:: Instructions for the task ::
Give the number of lines that include the word "Tailwind", nothing more.
---*---
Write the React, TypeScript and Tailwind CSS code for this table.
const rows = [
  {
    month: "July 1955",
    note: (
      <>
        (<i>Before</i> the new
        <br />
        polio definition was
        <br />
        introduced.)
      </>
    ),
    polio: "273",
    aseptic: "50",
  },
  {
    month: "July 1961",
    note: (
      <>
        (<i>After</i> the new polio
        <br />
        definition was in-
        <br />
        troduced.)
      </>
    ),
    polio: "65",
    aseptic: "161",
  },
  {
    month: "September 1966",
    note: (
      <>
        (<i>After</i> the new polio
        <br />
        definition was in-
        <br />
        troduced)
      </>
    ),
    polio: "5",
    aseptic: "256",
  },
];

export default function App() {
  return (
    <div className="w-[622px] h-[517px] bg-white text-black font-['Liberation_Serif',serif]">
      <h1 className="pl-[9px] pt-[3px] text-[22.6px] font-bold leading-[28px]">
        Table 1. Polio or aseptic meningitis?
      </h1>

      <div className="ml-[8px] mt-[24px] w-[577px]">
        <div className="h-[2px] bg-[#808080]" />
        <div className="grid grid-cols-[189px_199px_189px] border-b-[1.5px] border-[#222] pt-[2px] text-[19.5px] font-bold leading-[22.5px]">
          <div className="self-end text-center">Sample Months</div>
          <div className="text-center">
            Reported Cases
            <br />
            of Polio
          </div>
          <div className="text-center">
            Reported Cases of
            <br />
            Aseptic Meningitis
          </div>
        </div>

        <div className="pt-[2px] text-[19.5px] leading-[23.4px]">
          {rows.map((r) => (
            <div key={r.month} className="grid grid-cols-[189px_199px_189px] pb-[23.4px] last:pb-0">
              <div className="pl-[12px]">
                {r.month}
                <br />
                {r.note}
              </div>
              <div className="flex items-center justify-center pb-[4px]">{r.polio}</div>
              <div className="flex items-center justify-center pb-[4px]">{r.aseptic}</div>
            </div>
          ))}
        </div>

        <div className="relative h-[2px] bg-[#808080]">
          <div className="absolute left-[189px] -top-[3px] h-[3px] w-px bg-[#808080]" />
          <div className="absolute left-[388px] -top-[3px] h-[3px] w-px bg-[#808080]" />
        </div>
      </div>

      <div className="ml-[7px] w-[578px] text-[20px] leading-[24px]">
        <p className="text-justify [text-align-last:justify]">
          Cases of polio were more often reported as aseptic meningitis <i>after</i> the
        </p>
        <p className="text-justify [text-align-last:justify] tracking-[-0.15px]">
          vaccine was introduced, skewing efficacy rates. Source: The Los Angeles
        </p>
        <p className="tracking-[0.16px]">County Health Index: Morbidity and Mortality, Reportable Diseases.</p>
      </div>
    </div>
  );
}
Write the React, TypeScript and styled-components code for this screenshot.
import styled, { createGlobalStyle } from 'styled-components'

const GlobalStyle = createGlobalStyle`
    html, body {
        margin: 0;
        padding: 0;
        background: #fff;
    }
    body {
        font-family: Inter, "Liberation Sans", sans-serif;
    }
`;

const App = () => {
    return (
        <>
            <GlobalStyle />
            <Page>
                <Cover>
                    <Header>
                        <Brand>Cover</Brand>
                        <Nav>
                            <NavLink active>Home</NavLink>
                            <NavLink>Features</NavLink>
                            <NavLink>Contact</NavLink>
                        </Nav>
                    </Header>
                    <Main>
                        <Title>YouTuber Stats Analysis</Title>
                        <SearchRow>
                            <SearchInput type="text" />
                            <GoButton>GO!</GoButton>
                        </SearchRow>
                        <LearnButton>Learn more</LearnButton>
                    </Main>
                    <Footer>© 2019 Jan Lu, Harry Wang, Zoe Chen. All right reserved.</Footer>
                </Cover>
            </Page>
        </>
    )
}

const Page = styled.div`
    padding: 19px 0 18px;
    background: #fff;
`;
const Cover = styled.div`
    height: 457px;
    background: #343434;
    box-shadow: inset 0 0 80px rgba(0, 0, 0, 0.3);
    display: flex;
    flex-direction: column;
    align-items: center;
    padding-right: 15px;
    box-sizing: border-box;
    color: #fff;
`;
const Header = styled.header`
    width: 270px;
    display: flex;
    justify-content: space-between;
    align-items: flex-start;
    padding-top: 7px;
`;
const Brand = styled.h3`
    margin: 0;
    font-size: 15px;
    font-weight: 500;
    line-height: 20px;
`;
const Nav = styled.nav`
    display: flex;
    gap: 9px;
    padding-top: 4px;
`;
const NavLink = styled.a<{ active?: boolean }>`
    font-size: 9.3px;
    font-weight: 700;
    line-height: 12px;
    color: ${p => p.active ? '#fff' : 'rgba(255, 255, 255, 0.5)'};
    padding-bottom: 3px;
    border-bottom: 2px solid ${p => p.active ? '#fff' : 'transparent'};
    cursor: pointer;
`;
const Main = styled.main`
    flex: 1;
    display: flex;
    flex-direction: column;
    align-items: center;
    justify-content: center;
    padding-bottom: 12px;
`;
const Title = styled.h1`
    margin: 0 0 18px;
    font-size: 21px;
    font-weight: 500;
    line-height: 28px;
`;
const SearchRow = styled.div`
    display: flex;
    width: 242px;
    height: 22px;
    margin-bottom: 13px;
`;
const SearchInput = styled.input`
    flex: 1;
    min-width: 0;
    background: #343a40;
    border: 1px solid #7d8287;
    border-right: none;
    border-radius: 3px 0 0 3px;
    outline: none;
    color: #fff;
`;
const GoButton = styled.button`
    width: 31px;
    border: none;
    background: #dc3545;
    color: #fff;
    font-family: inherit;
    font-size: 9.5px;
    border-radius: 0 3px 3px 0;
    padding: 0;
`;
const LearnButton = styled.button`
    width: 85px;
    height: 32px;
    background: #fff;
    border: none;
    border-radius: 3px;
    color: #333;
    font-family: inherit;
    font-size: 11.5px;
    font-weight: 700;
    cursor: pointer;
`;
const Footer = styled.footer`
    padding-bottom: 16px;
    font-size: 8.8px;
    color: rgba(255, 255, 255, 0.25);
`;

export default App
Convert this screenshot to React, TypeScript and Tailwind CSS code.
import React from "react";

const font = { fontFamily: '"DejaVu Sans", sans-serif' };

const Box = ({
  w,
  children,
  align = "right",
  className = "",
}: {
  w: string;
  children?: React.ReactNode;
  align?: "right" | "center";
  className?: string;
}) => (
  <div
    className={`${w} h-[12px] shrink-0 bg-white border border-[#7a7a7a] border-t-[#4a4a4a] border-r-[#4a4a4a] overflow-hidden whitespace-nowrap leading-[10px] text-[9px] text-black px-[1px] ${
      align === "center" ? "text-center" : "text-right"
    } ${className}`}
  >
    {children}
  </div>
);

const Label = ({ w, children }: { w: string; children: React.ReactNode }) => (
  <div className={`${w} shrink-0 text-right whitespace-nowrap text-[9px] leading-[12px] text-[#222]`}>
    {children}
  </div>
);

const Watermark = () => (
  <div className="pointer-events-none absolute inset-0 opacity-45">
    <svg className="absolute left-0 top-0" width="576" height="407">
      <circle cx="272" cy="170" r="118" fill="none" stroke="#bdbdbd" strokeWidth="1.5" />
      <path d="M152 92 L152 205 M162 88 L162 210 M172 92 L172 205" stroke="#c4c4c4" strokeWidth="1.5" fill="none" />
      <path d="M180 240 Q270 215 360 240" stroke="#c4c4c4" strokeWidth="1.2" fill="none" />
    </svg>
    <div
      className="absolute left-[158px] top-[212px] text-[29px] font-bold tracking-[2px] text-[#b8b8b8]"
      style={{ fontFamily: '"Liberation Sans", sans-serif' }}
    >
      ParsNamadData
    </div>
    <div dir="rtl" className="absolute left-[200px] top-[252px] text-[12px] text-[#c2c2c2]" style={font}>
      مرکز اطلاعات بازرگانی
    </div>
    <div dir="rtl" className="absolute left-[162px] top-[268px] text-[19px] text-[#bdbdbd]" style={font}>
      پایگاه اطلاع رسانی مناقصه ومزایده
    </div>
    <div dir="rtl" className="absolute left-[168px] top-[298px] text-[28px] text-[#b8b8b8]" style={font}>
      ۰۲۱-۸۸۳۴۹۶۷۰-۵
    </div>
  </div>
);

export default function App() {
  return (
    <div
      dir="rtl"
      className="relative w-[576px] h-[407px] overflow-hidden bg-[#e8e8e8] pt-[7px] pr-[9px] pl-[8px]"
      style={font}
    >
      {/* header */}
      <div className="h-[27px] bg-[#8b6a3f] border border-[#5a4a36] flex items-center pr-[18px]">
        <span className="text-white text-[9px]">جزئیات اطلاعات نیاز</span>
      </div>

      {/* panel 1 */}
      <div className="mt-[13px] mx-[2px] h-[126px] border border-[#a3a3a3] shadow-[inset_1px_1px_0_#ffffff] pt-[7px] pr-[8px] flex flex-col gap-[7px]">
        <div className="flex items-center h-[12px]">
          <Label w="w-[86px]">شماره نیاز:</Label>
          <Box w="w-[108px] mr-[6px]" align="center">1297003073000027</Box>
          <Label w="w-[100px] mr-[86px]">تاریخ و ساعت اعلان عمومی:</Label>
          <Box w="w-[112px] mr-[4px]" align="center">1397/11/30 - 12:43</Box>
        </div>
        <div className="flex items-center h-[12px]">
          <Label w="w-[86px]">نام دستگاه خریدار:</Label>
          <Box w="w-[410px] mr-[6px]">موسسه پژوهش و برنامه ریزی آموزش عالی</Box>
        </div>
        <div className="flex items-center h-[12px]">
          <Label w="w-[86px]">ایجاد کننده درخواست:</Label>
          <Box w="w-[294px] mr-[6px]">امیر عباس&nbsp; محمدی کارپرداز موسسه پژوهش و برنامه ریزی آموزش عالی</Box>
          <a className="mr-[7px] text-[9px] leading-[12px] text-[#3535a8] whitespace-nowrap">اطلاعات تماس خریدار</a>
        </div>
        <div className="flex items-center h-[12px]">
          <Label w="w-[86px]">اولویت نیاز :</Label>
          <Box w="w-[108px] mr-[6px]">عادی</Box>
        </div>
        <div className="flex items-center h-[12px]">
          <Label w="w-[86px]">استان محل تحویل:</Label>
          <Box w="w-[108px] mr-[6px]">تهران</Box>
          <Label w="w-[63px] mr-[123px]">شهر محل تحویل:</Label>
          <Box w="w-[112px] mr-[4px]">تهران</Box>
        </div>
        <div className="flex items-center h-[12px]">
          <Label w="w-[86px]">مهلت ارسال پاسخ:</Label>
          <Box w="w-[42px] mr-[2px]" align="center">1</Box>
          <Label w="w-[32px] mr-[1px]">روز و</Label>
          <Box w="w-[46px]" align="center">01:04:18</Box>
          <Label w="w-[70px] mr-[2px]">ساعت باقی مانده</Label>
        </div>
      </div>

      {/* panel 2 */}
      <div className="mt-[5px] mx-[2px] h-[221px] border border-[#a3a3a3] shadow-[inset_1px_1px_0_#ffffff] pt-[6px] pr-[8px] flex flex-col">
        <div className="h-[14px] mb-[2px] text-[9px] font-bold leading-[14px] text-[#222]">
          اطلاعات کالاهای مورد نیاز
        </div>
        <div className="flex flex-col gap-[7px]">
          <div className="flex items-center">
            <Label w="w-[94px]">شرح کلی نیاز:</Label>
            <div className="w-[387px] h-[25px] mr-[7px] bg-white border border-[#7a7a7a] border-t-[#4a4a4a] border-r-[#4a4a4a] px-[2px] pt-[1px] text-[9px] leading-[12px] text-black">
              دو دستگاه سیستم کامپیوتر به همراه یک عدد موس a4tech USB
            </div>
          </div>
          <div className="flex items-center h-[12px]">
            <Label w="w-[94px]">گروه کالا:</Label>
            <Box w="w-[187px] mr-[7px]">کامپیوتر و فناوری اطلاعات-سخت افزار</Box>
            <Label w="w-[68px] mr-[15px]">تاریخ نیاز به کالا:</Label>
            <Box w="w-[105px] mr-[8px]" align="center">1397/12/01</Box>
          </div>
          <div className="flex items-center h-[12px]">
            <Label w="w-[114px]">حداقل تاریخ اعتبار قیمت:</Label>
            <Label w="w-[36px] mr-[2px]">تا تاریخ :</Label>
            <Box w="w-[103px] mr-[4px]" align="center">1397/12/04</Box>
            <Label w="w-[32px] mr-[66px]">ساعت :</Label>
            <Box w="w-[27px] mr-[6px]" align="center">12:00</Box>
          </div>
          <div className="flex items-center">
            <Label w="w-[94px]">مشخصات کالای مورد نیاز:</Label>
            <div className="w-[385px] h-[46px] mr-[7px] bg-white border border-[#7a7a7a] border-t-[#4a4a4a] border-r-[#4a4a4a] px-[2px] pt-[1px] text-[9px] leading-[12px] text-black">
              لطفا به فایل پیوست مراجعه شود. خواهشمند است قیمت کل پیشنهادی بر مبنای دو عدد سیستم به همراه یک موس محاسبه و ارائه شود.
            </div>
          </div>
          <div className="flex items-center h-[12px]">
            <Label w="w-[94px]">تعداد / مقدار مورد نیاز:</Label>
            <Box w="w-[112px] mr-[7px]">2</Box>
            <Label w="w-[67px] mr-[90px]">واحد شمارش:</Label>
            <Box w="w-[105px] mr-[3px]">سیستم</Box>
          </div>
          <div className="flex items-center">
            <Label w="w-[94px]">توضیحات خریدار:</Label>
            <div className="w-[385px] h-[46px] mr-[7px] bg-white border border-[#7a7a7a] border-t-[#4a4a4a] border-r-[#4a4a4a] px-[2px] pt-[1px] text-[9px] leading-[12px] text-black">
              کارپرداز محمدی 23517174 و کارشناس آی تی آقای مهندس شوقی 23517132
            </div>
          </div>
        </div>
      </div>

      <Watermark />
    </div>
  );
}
---*---
:: Answer for this exercise ::
2